>> BEGIN
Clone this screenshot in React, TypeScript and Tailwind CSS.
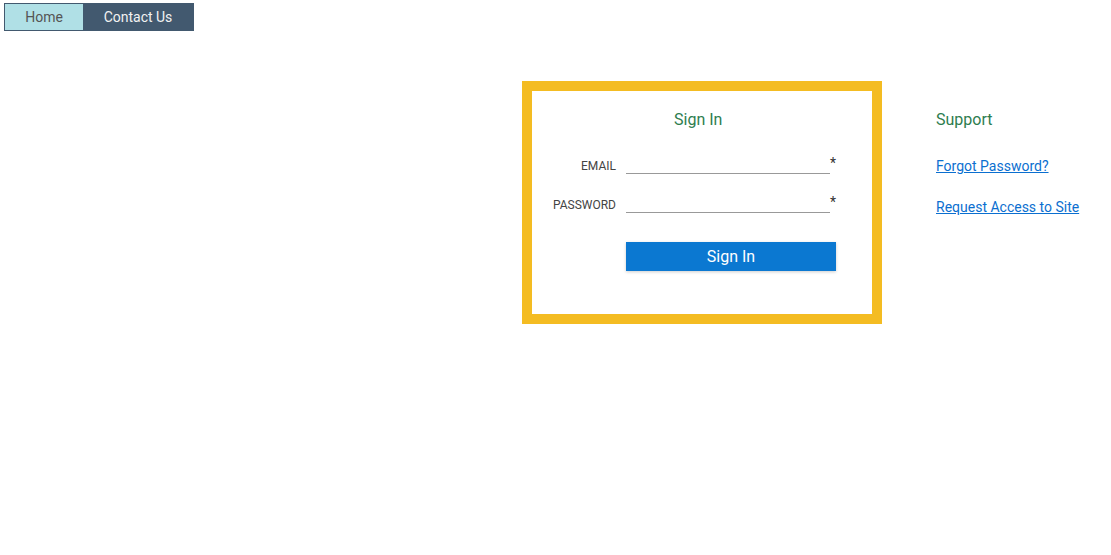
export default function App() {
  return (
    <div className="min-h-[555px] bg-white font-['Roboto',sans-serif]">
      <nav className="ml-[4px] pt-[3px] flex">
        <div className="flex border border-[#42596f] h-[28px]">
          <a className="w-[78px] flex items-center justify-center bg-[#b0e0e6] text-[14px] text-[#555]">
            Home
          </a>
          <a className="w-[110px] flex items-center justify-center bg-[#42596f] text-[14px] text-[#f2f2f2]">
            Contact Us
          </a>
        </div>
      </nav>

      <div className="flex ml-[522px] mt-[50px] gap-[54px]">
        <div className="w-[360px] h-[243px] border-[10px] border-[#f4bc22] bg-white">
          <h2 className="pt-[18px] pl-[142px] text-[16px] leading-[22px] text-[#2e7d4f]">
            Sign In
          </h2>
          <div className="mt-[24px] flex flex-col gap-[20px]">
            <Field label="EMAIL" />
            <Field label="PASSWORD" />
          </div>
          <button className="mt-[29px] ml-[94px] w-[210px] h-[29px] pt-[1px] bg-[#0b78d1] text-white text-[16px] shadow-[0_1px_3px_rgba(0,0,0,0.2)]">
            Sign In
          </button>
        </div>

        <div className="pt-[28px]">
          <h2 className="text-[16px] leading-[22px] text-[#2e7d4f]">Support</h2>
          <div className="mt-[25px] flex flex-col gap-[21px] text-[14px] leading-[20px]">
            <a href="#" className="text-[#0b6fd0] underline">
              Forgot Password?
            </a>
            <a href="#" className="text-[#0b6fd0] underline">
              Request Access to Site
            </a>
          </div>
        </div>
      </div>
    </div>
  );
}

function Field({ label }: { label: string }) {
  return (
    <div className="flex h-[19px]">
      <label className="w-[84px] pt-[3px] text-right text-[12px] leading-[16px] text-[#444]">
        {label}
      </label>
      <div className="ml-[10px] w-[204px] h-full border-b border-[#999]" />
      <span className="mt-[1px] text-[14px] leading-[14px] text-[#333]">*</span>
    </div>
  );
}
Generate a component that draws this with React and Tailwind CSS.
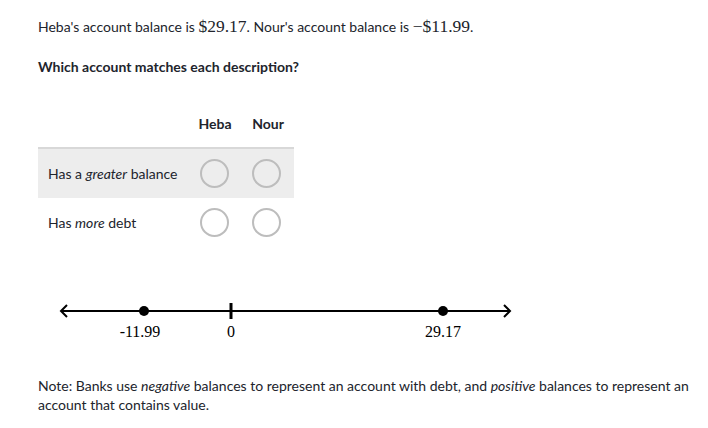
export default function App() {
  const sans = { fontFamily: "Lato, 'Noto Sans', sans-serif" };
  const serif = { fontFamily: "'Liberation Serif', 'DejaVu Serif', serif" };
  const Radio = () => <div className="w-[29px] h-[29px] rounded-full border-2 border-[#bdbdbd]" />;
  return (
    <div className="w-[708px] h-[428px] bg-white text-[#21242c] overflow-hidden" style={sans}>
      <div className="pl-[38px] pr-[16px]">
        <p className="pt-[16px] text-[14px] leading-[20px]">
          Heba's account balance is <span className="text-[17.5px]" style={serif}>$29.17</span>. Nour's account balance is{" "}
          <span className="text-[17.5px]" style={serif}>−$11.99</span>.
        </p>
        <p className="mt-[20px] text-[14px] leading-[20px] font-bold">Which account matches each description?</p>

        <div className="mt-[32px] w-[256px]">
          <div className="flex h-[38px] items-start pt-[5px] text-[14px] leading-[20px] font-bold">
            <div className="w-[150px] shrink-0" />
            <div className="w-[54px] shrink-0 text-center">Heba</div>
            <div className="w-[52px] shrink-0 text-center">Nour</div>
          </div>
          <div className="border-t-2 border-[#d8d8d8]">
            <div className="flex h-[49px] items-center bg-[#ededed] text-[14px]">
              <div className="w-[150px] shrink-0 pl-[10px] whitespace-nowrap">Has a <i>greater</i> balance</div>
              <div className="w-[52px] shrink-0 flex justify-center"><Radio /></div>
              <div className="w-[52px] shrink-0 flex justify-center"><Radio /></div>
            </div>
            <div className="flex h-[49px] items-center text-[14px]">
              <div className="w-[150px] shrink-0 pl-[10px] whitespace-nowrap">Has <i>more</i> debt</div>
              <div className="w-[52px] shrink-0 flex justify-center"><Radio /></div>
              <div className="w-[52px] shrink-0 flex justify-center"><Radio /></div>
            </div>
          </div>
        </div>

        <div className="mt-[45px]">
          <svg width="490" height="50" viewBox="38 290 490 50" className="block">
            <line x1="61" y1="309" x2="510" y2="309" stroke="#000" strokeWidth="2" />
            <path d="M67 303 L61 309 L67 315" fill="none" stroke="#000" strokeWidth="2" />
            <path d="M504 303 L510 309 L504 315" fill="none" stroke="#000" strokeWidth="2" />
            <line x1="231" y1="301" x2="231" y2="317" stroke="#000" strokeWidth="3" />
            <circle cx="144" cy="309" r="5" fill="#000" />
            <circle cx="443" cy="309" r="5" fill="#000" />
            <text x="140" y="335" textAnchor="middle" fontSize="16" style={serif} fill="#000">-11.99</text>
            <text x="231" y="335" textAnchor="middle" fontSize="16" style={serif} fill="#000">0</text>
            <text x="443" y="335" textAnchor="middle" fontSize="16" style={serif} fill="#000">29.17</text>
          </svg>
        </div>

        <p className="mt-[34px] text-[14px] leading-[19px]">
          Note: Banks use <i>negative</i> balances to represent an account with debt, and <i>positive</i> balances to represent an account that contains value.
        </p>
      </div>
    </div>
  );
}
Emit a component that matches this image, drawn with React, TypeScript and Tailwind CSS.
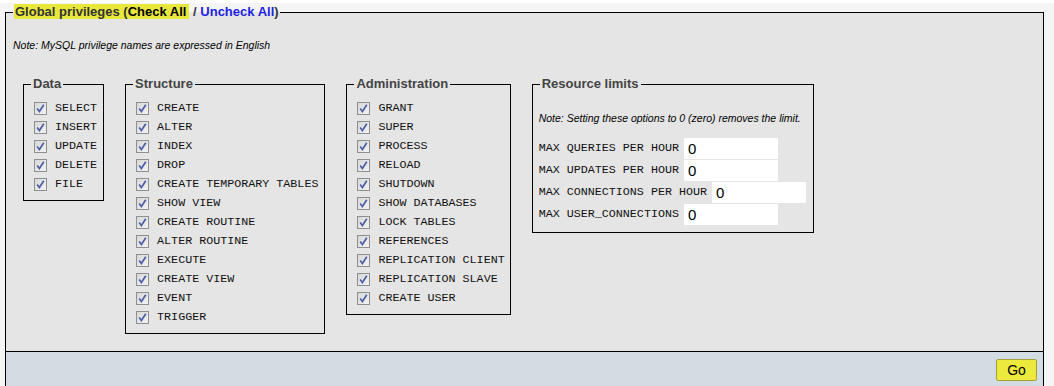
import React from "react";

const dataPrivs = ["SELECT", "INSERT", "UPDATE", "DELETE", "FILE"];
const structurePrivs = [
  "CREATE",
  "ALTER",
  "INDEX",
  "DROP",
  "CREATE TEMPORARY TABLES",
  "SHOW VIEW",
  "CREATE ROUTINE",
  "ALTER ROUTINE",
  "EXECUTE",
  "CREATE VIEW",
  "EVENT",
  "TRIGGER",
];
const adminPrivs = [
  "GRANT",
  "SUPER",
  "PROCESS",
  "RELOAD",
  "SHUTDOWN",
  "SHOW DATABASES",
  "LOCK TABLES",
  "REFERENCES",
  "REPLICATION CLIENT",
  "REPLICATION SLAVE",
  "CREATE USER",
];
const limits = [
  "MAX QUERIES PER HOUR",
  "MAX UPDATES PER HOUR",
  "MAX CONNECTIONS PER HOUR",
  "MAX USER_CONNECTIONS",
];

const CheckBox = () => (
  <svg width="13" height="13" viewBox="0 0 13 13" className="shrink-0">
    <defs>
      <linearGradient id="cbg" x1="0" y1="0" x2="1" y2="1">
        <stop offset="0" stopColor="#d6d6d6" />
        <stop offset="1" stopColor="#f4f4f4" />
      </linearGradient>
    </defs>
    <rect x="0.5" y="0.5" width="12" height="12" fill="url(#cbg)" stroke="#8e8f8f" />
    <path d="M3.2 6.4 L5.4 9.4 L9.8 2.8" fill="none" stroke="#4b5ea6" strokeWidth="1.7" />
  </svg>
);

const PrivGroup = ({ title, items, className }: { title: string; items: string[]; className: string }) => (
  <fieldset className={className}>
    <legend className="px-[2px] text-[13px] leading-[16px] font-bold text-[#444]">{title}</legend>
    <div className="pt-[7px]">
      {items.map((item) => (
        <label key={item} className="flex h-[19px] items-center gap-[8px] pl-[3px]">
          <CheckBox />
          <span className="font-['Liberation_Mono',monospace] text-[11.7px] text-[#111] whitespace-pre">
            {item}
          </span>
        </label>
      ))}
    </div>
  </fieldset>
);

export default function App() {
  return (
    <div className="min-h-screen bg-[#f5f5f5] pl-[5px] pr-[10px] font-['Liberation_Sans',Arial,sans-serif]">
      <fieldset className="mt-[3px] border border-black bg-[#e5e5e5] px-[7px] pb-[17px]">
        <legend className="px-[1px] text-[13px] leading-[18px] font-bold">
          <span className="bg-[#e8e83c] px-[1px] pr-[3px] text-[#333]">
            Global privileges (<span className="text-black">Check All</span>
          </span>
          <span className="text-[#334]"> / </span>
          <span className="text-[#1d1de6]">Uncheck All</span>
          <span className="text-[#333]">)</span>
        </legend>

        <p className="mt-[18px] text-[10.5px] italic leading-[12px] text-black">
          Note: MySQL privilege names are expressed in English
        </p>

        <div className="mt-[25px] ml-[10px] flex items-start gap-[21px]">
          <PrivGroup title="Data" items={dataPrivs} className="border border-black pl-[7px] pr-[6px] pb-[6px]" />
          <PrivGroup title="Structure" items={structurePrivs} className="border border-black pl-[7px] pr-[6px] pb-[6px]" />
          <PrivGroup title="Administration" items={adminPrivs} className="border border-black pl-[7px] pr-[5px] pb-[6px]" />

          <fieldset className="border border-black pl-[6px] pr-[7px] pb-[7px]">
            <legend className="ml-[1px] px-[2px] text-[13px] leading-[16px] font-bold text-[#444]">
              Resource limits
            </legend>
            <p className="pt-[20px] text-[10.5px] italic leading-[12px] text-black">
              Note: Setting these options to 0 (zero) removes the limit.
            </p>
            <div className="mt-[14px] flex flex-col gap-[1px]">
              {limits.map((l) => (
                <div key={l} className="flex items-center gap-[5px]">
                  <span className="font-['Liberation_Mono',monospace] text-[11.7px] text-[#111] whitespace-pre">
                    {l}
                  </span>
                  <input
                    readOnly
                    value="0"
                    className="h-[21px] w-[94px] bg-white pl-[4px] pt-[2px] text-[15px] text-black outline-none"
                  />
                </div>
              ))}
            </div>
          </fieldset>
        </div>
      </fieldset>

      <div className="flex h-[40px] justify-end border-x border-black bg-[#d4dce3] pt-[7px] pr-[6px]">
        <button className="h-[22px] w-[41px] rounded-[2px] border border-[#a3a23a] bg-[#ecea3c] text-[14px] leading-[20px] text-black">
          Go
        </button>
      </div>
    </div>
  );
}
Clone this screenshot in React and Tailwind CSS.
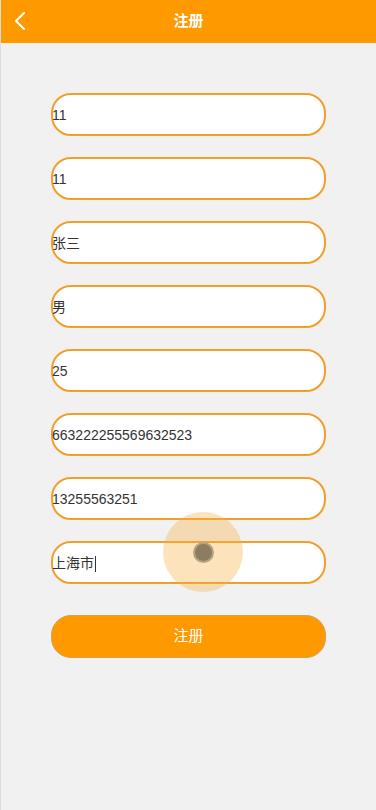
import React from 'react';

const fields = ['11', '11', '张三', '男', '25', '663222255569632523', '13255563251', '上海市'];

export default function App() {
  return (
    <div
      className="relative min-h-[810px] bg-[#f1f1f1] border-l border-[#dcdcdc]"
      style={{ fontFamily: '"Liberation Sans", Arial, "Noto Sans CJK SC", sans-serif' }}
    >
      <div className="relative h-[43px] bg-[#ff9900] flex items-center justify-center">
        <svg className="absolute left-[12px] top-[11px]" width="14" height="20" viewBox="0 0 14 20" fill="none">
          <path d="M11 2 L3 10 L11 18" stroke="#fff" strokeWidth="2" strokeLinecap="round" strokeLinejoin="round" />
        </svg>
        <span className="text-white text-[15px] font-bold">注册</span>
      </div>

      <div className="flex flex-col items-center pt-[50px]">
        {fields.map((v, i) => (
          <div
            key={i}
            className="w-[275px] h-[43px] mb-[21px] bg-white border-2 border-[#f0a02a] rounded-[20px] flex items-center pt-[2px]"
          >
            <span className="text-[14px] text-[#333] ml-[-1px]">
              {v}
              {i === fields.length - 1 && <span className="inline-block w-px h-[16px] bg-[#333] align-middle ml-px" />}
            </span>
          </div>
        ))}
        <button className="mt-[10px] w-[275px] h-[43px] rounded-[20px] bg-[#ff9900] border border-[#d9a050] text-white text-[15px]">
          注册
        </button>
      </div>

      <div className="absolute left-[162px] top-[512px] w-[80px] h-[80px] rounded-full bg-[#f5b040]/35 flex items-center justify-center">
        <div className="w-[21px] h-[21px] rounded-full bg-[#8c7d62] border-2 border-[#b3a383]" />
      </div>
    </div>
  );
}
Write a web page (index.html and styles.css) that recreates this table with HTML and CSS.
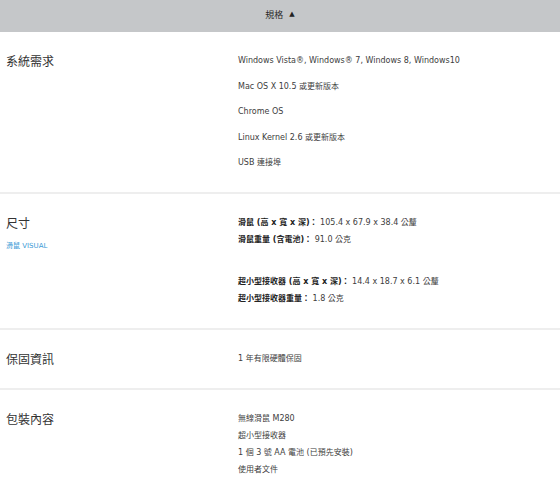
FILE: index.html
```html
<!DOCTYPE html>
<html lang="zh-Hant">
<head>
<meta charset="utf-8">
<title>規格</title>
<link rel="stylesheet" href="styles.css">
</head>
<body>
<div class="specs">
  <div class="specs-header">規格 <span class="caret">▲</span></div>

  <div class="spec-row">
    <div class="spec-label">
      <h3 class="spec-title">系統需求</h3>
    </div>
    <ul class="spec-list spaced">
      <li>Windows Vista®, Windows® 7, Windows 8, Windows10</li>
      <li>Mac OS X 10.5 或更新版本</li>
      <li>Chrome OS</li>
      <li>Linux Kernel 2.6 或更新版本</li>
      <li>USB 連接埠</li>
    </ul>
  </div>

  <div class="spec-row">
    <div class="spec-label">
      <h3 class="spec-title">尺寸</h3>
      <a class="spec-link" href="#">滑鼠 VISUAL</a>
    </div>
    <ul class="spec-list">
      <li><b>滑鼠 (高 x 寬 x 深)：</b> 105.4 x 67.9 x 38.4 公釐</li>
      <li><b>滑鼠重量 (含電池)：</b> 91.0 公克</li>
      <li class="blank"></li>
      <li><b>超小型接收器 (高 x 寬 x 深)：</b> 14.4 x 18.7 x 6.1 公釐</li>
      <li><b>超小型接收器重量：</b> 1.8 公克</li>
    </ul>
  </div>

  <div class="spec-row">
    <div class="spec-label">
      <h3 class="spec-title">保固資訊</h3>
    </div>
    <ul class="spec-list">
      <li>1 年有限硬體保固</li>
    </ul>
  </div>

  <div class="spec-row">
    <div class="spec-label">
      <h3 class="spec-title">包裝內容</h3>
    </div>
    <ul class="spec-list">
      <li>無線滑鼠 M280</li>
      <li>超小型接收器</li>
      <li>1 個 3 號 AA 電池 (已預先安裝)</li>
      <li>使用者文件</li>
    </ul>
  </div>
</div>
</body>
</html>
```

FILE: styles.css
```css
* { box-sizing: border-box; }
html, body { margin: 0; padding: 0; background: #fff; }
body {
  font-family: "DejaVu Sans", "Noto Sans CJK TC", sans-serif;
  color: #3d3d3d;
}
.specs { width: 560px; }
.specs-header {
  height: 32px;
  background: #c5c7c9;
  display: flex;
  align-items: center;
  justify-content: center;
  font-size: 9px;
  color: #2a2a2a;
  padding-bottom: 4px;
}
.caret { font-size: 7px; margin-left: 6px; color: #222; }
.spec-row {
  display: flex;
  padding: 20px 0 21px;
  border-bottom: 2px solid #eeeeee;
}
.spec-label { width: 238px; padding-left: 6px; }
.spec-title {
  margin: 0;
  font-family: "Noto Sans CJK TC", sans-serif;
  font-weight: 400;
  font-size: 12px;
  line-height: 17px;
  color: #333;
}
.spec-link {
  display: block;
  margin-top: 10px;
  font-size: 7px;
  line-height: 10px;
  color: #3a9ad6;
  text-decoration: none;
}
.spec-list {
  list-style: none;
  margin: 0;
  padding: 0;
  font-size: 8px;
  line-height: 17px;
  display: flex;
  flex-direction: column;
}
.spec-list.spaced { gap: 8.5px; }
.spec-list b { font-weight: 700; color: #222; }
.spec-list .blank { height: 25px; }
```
>> END
TASK TO COMPLETE
Using the listing above, state the number of lines that hold "Tailwind", with no other text.

PROBLEM SOLUTION
4